I.- LA PAIX PAR LA LOI

[...] 4. Guerre interétatique et guerre intraétatique

...tâchons de distinguer les diverses catégories auxquelles appartiennent, au fond, les différends entre les États.... Il existe divers systèmes légaux, chacun valable sur un fragment de l'espace et la nationalité du droit. Une première catégorie de différents résulte de la contradiction possible entre la territorialité et la nationalité du droit. A quelles conditions un État est-il habilité à soumettre les citoyens d'un autre État, habitant sur son territoire? Dans quelle mesure un État peut-il priver les nationaux d'un autre État de leurs biens et de leurs libertés, en appliquant sa propre législation, même si celle-ci viole la coutume admise comme civilisée?

Les États ne sont pas en relations seulement par l'intermédiaire de leurs nationaux qui visitent les autres pays, ils sont en relations aussi par l'intermédiaire du domaine public international, la mer et, demain peut-être, l'air au-dessus d'une limite, non encore fixée, de souveraineté. Certaines voies d'eau, bien que situées sur le territoire d'un État, sont à ce point indispensables à d'autres que l'utilisation en est garantie à tous ou à certains par conventions internationales et que des conflits peuvent surgir soit par suite d'interprétations contradictoires de ces conventions soit par suite de leur violation pure et simple par l'État qui a physiquement le moyen de le faire....

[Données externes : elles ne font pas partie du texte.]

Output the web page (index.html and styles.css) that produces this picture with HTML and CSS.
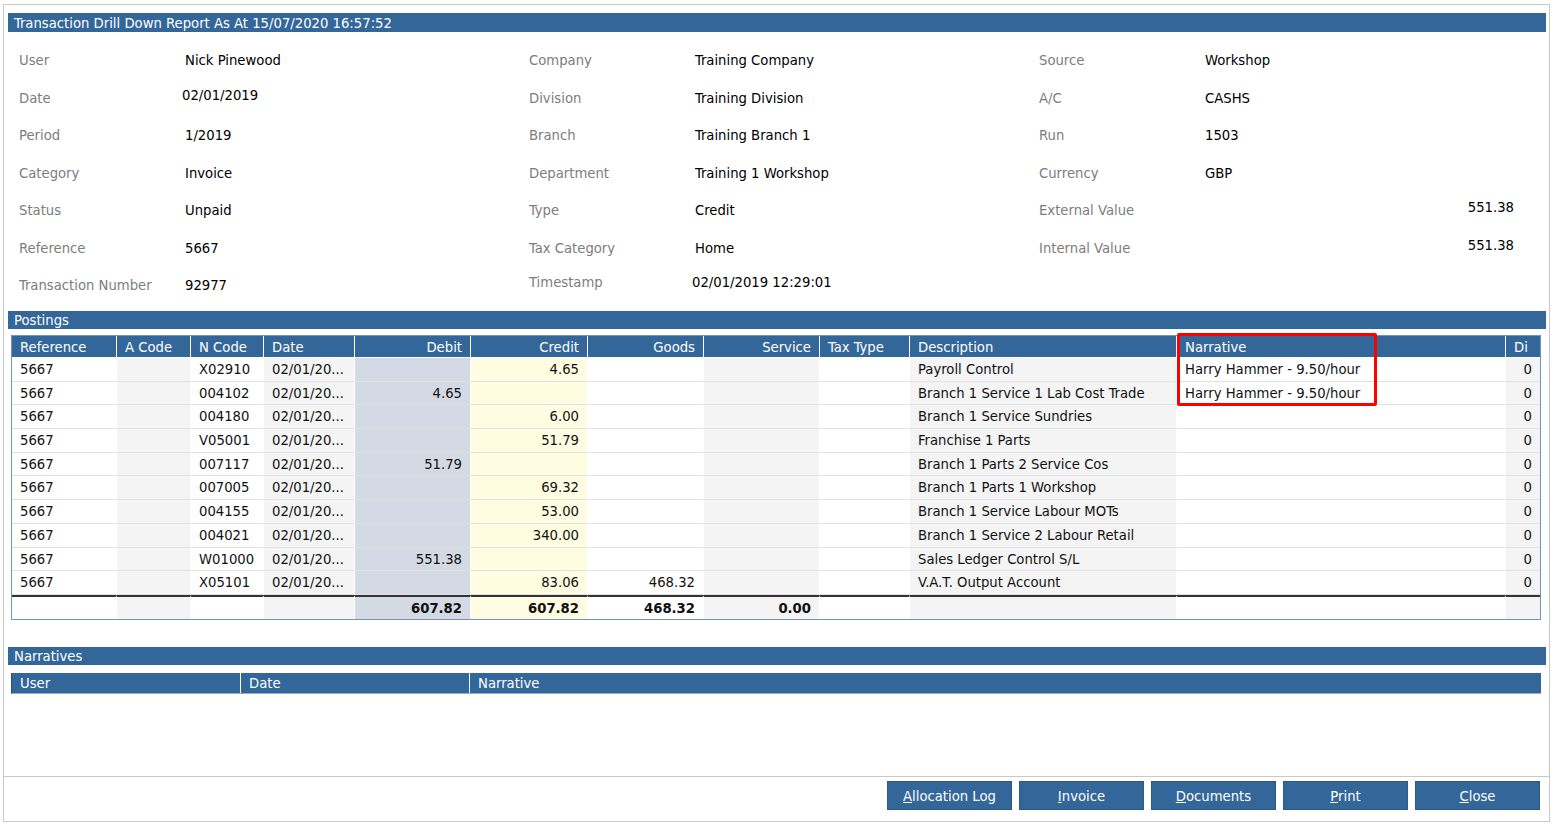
FILE: index.html
```html
<!DOCTYPE html>
<html lang="en">
<head>
    <meta charset="UTF-8">
    <title>Transaction Drill Down Report</title>
    <link rel="stylesheet" href="styles.css">
</head>
<body>
    <div class="dialog">
        <div class="main">
            <div class="bar title-bar">Transaction Drill Down Report As At 15/07/2020 16:57:52</div>

            <div class="info">
                <div class="lbl">User</div><div class="val">Nick Pinewood</div>
                <div class="lbl">Company</div><div class="val">Training Company</div>
                <div class="lbl">Source</div><div class="val">Workshop</div>

                <div class="lbl">Date</div><div class="val up left">02/01/2019</div>
                <div class="lbl">Division</div><div class="val">Training Division</div>
                <div class="lbl">A/C</div><div class="val">CASHS</div>

                <div class="lbl">Period</div><div class="val">1/2019</div>
                <div class="lbl">Branch</div><div class="val">Training Branch 1</div>
                <div class="lbl">Run</div><div class="val">1503</div>

                <div class="lbl">Category</div><div class="val">Invoice</div>
                <div class="lbl">Department</div><div class="val">Training 1 Workshop</div>
                <div class="lbl">Currency</div><div class="val">GBP</div>

                <div class="lbl">Status</div><div class="val">Unpaid</div>
                <div class="lbl">Type</div><div class="val">Credit</div>
                <div class="lbl">External Value</div><div class="val up num">551.38</div>

                <div class="lbl">Reference</div><div class="val">5667</div>
                <div class="lbl">Tax Category</div><div class="val">Home</div>
                <div class="lbl">Internal Value</div><div class="val up num">551.38</div>

                <div class="lbl">Transaction Number</div><div class="val">92977</div>
                <div class="lbl up">Timestamp</div><div class="val up left">02/01/2019 12:29:01</div>
                <div></div><div></div>
            </div>

            <div class="bar">Postings</div>

            <div class="postings">
                <div class="prow phead">
                    <div>Reference</div><div>A Code</div><div>N Code</div><div>Date</div>
                    <div class="r">Debit</div><div class="r">Credit</div><div class="r">Goods</div><div class="r">Service</div>
                    <div>Tax Type</div><div>Description</div><div>Narrative</div><div>Di</div>
                </div>
                <div class="prow">
                    <div>5667</div><div></div><div>X02910</div><div>02/01/20...</div>
                    <div class="r"></div><div class="r">4.65</div><div class="r"></div><div class="r"></div>
                    <div></div><div>Payroll Control</div><div>Harry Hammer - 9.50/hour</div><div class="r">0</div>
                </div>
                <div class="prow">
                    <div>5667</div><div></div><div>004102</div><div>02/01/20...</div>
                    <div class="r">4.65</div><div class="r"></div><div class="r"></div><div class="r"></div>
                    <div></div><div>Branch 1 Service 1 Lab Cost Trade</div><div>Harry Hammer - 9.50/hour</div><div class="r">0</div>
                </div>
                <div class="prow">
                    <div>5667</div><div></div><div>004180</div><div>02/01/20...</div>
                    <div class="r"></div><div class="r">6.00</div><div class="r"></div><div class="r"></div>
                    <div></div><div>Branch 1 Service Sundries</div><div></div><div class="r">0</div>
                </div>
                <div class="prow">
                    <div>5667</div><div></div><div>V05001</div><div>02/01/20...</div>
                    <div class="r"></div><div class="r">51.79</div><div class="r"></div><div class="r"></div>
                    <div></div><div>Franchise 1 Parts</div><div></div><div class="r">0</div>
                </div>
                <div class="prow">
                    <div>5667</div><div></div><div>007117</div><div>02/01/20...</div>
                    <div class="r">51.79</div><div class="r"></div><div class="r"></div><div class="r"></div>
                    <div></div><div>Branch 1 Parts 2 Service Cos</div><div></div><div class="r">0</div>
                </div>
                <div class="prow">
                    <div>5667</div><div></div><div>007005</div><div>02/01/20...</div>
                    <div class="r"></div><div class="r">69.32</div><div class="r"></div><div class="r"></div>
                    <div></div><div>Branch 1 Parts 1 Workshop</div><div></div><div class="r">0</div>
                </div>
                <div class="prow">
                    <div>5667</div><div></div><div>004155</div><div>02/01/20...</div>
                    <div class="r"></div><div class="r">53.00</div><div class="r"></div><div class="r"></div>
                    <div></div><div>Branch 1 Service Labour MOTs</div><div></div><div class="r">0</div>
                </div>
                <div class="prow">
                    <div>5667</div><div></div><div>004021</div><div>02/01/20...</div>
                    <div class="r"></div><div class="r">340.00</div><div class="r"></div><div class="r"></div>
                    <div></div><div>Branch 1 Service 2 Labour Retail</div><div></div><div class="r">0</div>
                </div>
                <div class="prow">
                    <div>5667</div><div></div><div>W01000</div><div>02/01/20...</div>
                    <div class="r">551.38</div><div class="r"></div><div class="r"></div><div class="r"></div>
                    <div></div><div>Sales Ledger Control S/L</div><div></div><div class="r">0</div>
                </div>
                <div class="prow">
                    <div>5667</div><div></div><div>X05101</div><div>02/01/20...</div>
                    <div class="r"></div><div class="r">83.06</div><div class="r">468.32</div><div class="r"></div>
                    <div></div><div>V.A.T. Output Account</div><div></div><div class="r">0</div>
                </div>
                <div class="prow ptotal">
                    <div></div><div></div><div></div><div></div>
                    <div class="r">607.82</div><div class="r">607.82</div><div class="r">468.32</div><div class="r">0.00</div>
                    <div></div><div></div><div></div><div></div>
                </div>
                <div class="highlight"></div>
            </div>

            <div class="bar narr-bar">Narratives</div>

            <div class="narratives">
                <div>User</div><div>Date</div><div>Narrative</div>
            </div>
        </div>

        <div class="footer">
            <button class="btn"><u>A</u>llocation Log</button>
            <button class="btn"><u>I</u>nvoice</button>
            <button class="btn"><u>D</u>ocuments</button>
            <button class="btn"><u>P</u>rint</button>
            <button class="btn"><u>C</u>lose</button>
        </div>
    </div>
</body>
</html>
```

FILE: styles.css
```css
body {
    margin: 0;
    background: #fff;
    font-family: "DejaVu Sans Condensed", "Liberation Sans", sans-serif;
    font-size: 14.7px;
    color: #111;
}
.dialog {
    box-sizing: border-box;
    margin: 4px 0 0 3px;
    width: 1547px;
    height: 818px;
    border: 1px solid #c9c9c9;
    display: flex;
    flex-direction: column;
}
.main {
    flex: 1;
    padding: 8px 3px 0 4px;
}
.bar {
    height: 18px;
    line-height: 18px;
    padding-left: 6px;
    background-color: #336699;
    color: #fff;
}
.title-bar {
    height: 19px;
    line-height: 19px;
}

/* header details */
.info {
    display: grid;
    grid-template-columns: 166px 344px 166px 344px 166px 344px;
    grid-auto-rows: 37.5px;
    align-items: center;
    margin: 9px 0 7.5px;
    padding-left: 11px;
}
.lbl {
    color: #7d7d7d;
}
.val {
    color: #000;
}
.up {
    margin-bottom: 6px;
}
.left {
    margin-left: -3px;
}
.num {
    text-align: right;
    padding-right: 35px;
}

/* postings grid */
.postings {
    position: relative;
    box-sizing: border-box;
    width: 1530px;
    margin: 6px 0 0 3px;
    border: 1px solid #7393bd;
}
.prow {
    display: grid;
    grid-template-columns: 105px 74px 73px 91px 116px 117px 116px 116px 90px 267px 329px 34px;
    height: 23.7px;
}
.prow > div {
    box-sizing: border-box;
    padding: 0 8px;
    line-height: 22px;
    border-right: 1px solid #fff;
    border-bottom: 1px solid #e1e1e1;
    white-space: nowrap;
    overflow: hidden;
}
.prow > div:last-child {
    border-right: none;
}
.prow > div:nth-child(2),
.prow > div:nth-child(4),
.prow > div:nth-child(8),
.prow > div:nth-child(10),
.prow > div:nth-child(12) {
    background: #f4f4f4;
}
.prow > div:nth-child(5) {
    background: #d3dae4;
}
.prow > div:nth-child(6) {
    background: #fffde1;
}
.prow .r {
    text-align: right;
}
.phead {
    height: 22px;
}
.phead > div,
.prow.phead > div:nth-child(n) {
    background: #336699;
    color: #fff;
    line-height: 21px;
    border-bottom: 1px solid #fff;
}
.ptotal {
    height: 24px;
}
.ptotal > div {
    border-top: 2px solid #333;
    border-bottom: none;
    font-weight: bold;
}
.highlight {
    position: absolute;
    left: 1165px;
    top: -3px;
    width: 200px;
    height: 73px;
    box-sizing: border-box;
    border: 3px solid #f00;
    border-radius: 2px;
}

.narr-bar {
    margin-top: 27px;
}
.narratives {
    display: grid;
    grid-template-columns: 229px 229px 1fr;
    box-sizing: border-box;
    width: 1530px;
    margin: 8px 0 0 3px;
    border-left: 1px solid #26507e;
    border-bottom: 1px solid #8eaed4;
    background: #336699;
    color: #fff;
}
.narratives > div {
    height: 20px;
    line-height: 20px;
    padding-left: 8px;
    border-right: 1px solid #fff;
}
.narratives > div:last-child {
    border-right: none;
}

/* buttons */
.footer {
    box-sizing: border-box;
    height: 45px;
    border-top: 1px solid #c9c9c9;
    display: flex;
    justify-content: flex-end;
    align-items: flex-start;
    gap: 7px;
    padding: 4px 9px 0 0;
}
.btn {
    width: 125px;
    height: 29px;
    border: 1px solid #2b5a8a;
    background-color: #336699;
    color: #fff;
    font-family: inherit;
    font-size: 14.7px;
    cursor: pointer;
}
.btn u {
    text-decoration-thickness: 1px;
}
```
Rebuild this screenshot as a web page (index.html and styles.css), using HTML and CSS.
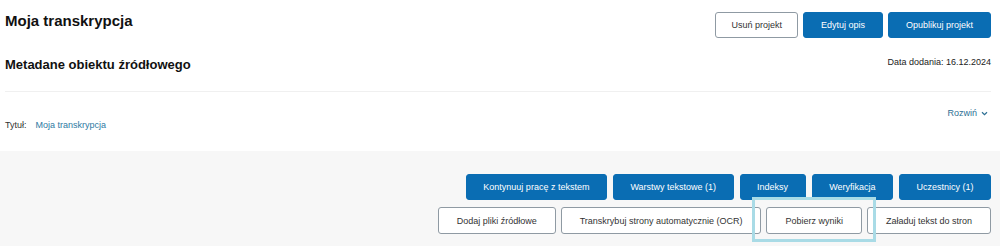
FILE: index.html
```html
<!DOCTYPE html>
<html lang="pl">
<head>
<meta charset="utf-8">
<title>Moja transkrypcja</title>
<link rel="stylesheet" href="styles.css">
</head>
<body>
<div class="page">
  <section class="top">
    <header class="header">
      <h1 class="title">Moja transkrypcja</h1>
      <div class="actions">
        <button class="btn btn-outline">Usuń projekt</button>
        <button class="btn btn-primary">Edytuj opis</button>
        <button class="btn btn-primary">Opublikuj projekt</button>
      </div>
    </header>
    <div class="meta-head">
      <h2 class="subtitle">Metadane obiektu źródłowego</h2>
      <span class="date">Data dodania: 16.12.2024</span>
    </div>
    <div class="divider"></div>
    <div class="expand-row">
      <a class="expand">Rozwiń
        <svg class="chev" width="7" height="5" viewBox="0 0 7 5"><path d="M1 1.2 L3.5 3.6 L6 1.2" fill="none" stroke="currentColor" stroke-width="1.2"/></svg>
      </a>
    </div>
    <div class="field">
      <span class="field-label">Tytuł:</span>
      <a class="field-value">Moja transkrypcja</a>
    </div>
  </section>
  <section class="tools">
    <div class="row row-1">
      <button class="btn btn-primary">Kontynuuj pracę z tekstem</button>
      <button class="btn btn-primary">Warstwy tekstowe (1)</button>
      <button class="btn btn-primary">Indeksy</button>
      <button class="btn btn-primary">Weryfikacja</button>
      <button class="btn btn-primary">Uczestnicy (1)</button>
    </div>
    <div class="row row-2">
      <button class="btn btn-outline">Dodaj pliki źródłowe</button>
      <button class="btn btn-outline">Transkrybuj strony automatycznie (OCR)</button>
      <button class="btn btn-outline btn-focus">Pobierz wyniki</button>
      <button class="btn btn-outline">Załaduj tekst do stron</button>
    </div>
  </section>
</div>
</body>
</html>
```
FILE: styles.css
```css
* { box-sizing: border-box; }
html, body {
  margin: 0;
  padding: 0;
  background: #ffffff;
  font-family: "Liberation Sans", Arial, sans-serif;
  color: #222;
}
.page {
  width: 1000px;
  height: 246px;
  overflow: hidden;
}
.top {
  padding: 12px 9px 0 5px;
  height: 151px;
}
.header {
  display: flex;
  justify-content: space-between;
  align-items: flex-start;
}
.title {
  margin: 0;
  font-size: 15px;
  line-height: 18px;
  font-weight: bold;
  color: #111;
}
.actions {
  display: flex;
  gap: 5px;
}
.btn {
  font-family: "Liberation Sans", Arial, sans-serif;
  font-size: 9px;
  height: 26px;
  padding: 0 17px;
  border-radius: 3px;
  cursor: pointer;
  white-space: nowrap;
}
.btn-primary {
  background: #0a6db3;
  color: #ffffff;
  border: 1px solid #0a6db3;
}
.btn-outline {
  background: #ffffff;
  color: #333;
  border: 1px solid #8f9aa3;
}
.actions .btn-outline { padding: 0 15px; }
.meta-head {
  display: flex;
  justify-content: space-between;
  align-items: flex-start;
  margin-top: 19px;
}
.subtitle {
  margin: 0;
  font-size: 13px;
  line-height: 16px;
  font-weight: bold;
  color: #111;
}
.date {
  font-size: 9px;
  line-height: 11px;
  color: #222;
}
.divider {
  margin-top: 18px;
  border-top: 1px solid #f0f0f0;
}
.expand-row {
  display: flex;
  justify-content: flex-end;
  margin-top: 16px;
  padding-right: 3px;
}
.expand {
  font-size: 9px;
  line-height: 11px;
  color: #2d6f94;
  display: flex;
  align-items: center;
  gap: 4px;
}
.chev { display: block; }
.field {
  display: flex;
  gap: 9px;
  font-size: 9px;
  line-height: 11px;
  margin-top: 1px;
}
.field-label { color: #333; }
.field-value { color: #2e7aa3; }
.tools {
  background: #f7f7f7;
  height: 95px;
  padding: 23px 9px 0 0;
  display: flex;
  flex-direction: column;
  align-items: flex-end;
  gap: 7px;
}
.row {
  display: flex;
  gap: 6px;
}
.row-1 .btn { padding: 0 16.5px; }
.row-2 { gap: 5px; }
.row-2 .btn { height: 27px; padding: 0 18px; }
.btn-focus { position: relative; }
.btn-focus::after {
  content: "";
  position: absolute;
  top: -11px;
  bottom: -9px;
  left: -15px;
  right: -15px;
  border: 3px solid #a9dbe6;
  pointer-events: none;
}
```
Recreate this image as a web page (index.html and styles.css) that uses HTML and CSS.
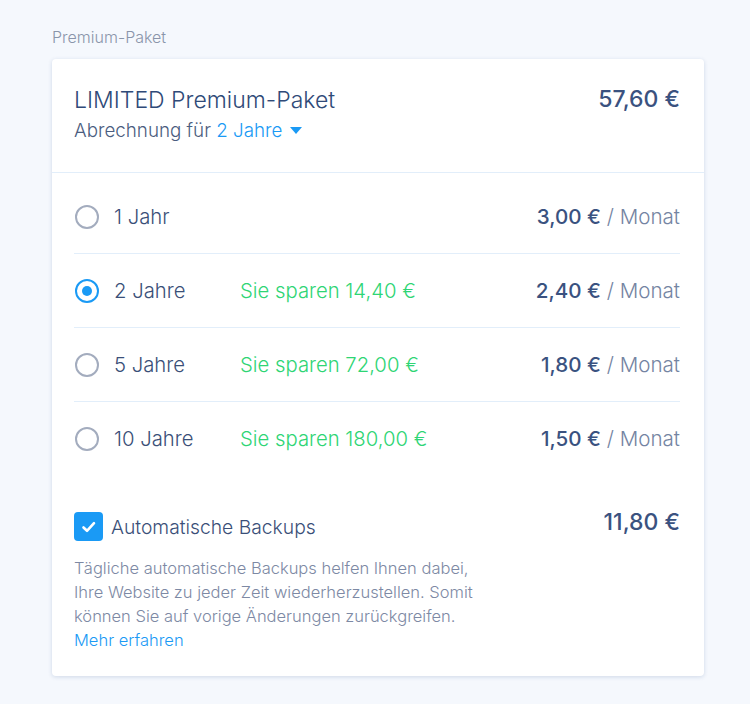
FILE: index.html
```html
<!DOCTYPE html>
<html lang="de">
<head>
    <meta charset="UTF-8">
    <title>Premium-Paket</title>
    <link rel="stylesheet" href="styles.css">
</head>
<body>

<div class="page">
    <div class="section-label">Premium-Paket</div>

    <div class="card">
        <div class="card-head">
            <div>
                <div class="plan-name">LIMITED Premium-Paket</div>
                <div class="billing">Abrechnung für <span class="period">2 Jahre <span class="caret"></span></span></div>
            </div>
            <div class="total">57,60 €</div>
        </div>

        <div class="card-body">
            <div class="term-list">
                <label class="term">
                    <span class="radio"></span>
                    <span class="term-name">1 Jahr</span>
                    <span class="saving"></span>
                    <span class="term-price"><b>3,00 €</b> / Monat</span>
                </label>
                <label class="term">
                    <span class="radio checked"></span>
                    <span class="term-name">2 Jahre</span>
                    <span class="saving">Sie sparen 14,40 €</span>
                    <span class="term-price"><b>2,40 €</b> / Monat</span>
                </label>
                <label class="term">
                    <span class="radio"></span>
                    <span class="term-name">5 Jahre</span>
                    <span class="saving">Sie sparen 72,00 €</span>
                    <span class="term-price"><b>1,80 €</b> / Monat</span>
                </label>
                <label class="term">
                    <span class="radio"></span>
                    <span class="term-name">10 Jahre</span>
                    <span class="saving">Sie sparen 180,00 €</span>
                    <span class="term-price"><b>1,50 €</b> / Monat</span>
                </label>
            </div>

            <div class="addon">
                <div class="addon-row">
                    <label class="addon-check">
                        <span class="checkbox">
                            <svg width="18" height="18" viewBox="0 0 18 18"><path d="M3.5 9.5l3.5 3.3 7-7.6" fill="none" stroke="#fff" stroke-width="2.6" stroke-linecap="round" stroke-linejoin="round"/></svg>
                        </span>
                        Automatische Backups
                    </label>
                    <div class="addon-price">11,80 €</div>
                </div>
                <p class="addon-text">Tägliche automatische Backups helfen Ihnen dabei, Ihre Website zu jeder Zeit wiederherzustellen. Somit können Sie auf vorige Änderungen zurückgreifen.<br><a href="#">Mehr erfahren</a></p>
            </div>
        </div>
    </div>
</div>

</body>
</html>
```

FILE: styles.css
```css
body {
    margin: 0;
    background-color: #f5f8fd;
    font-family: Inter, "Open Sans", sans-serif;
    font-weight: 300;
    color: #344b75;
}

.page {
    padding: 28px 46px 28px 52px;
}

.section-label {
    font-size: 16px;
    line-height: 19px;
    color: #8a95aa;
    margin-bottom: 12px;
}

.card {
    background-color: #fff;
    border-radius: 4px;
    box-shadow: 0 1px 4px rgba(40, 80, 140, 0.18);
}

.card-head {
    display: flex;
    justify-content: space-between;
    align-items: flex-start;
    padding: 27px 24px 30px 22px;
    border-bottom: 1px solid #e2eefa;
}

.plan-name {
    font-size: 23px;
    color: #2f4a78;
}

.billing {
    margin-top: 5px;
    font-size: 18.8px;
    color: #4b5d80;
}

.period {
    color: #1a9af5;
}

.caret {
    display: inline-block;
    width: 0;
    height: 0;
    margin-left: 2px;
    vertical-align: 3px;
    border-left: 6.5px solid transparent;
    border-right: 6.5px solid transparent;
    border-top: 7px solid #1a9af5;
}

.total {
    font-size: 23px;
    font-weight: 500;
    color: #3a5280;
    margin-top: -1px;
}

.card-body {
    padding: 7px 24px 24px 22px;
}

.term {
    display: flex;
    align-items: center;
    height: 73px;
    border-bottom: 1px solid #e2eefa;
    font-size: 20.3px;
}

.term:last-child {
    border-bottom: none;
}

.radio {
    width: 20px;
    height: 20px;
    border: 2px solid #a3acbe;
    border-radius: 50%;
    margin-left: 1px;
    margin-right: 15px;
    box-sizing: content-box;
    position: relative;
}

.radio.checked {
    border-color: #1a9af5;
}

.radio.checked::after {
    content: "";
    position: absolute;
    left: 5px;
    top: 5px;
    width: 10px;
    height: 10px;
    border-radius: 50%;
    background-color: #1a9af5;
}

.term-name {
    width: 126px;
    color: #3a4f78;
}

.saving {
    flex: 1;
    color: #2ed574;
}

.term-price {
    font-size: 20.6px;
    color: #7484a2;
}

.term-price b {
    font-weight: 500;
    color: #3a5280;
}

.addon {
    padding-top: 37px;
}

.addon-row {
    display: flex;
    justify-content: space-between;
    align-items: flex-start;
}

.addon-check {
    display: flex;
    align-items: center;
    font-size: 19.3px;
    color: #3a4f78;
}

.checkbox {
    width: 29px;
    height: 29px;
    border-radius: 4px;
    background-color: #1a9af5;
    margin-right: 8px;
    display: flex;
    align-items: center;
    justify-content: center;
}

.addon-price {
    font-size: 23px;
    font-weight: 500;
    color: #3a5280;
    margin-top: -4px;
}

.addon-text {
    margin: 15px 0 0 0;
    width: 410px;
    font-size: 16.5px;
    line-height: 24px;
    color: #7d89a4;
}

.addon-text a {
    color: #1a9af5;
    text-decoration: none;
}
```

En troisième lieu, les États sont en relations parce que la vie économique est de plus en plus transnationale. Par l'intermédiaire d'administrations étatiques ou d'exportateurs ou d'importateurs privés, les marchandises s'échangent à travers les frontières....

En quatrième lieu, les États peuvent prendre des mesures ou tolérer des activités à l'intérieur de leur territoire, qui tendent au renversement soit du régime soit du gouvernement établi dans un État voisin....

Enfin, les États sont en relations et, éventuellement, en conflit, sur l'objet primaire du droit international, le découpage de l'espace. [Querelles portant sur le possesseur d'un espace, vide ou à moitié vide; ou encore sur le tracé des frontières] ...ou moraux (droit des peuples à disposer d'eux-mêmes).

Une telle classification couvre manifestement la plupart, sinon la totalité, des différends internationaux. [...]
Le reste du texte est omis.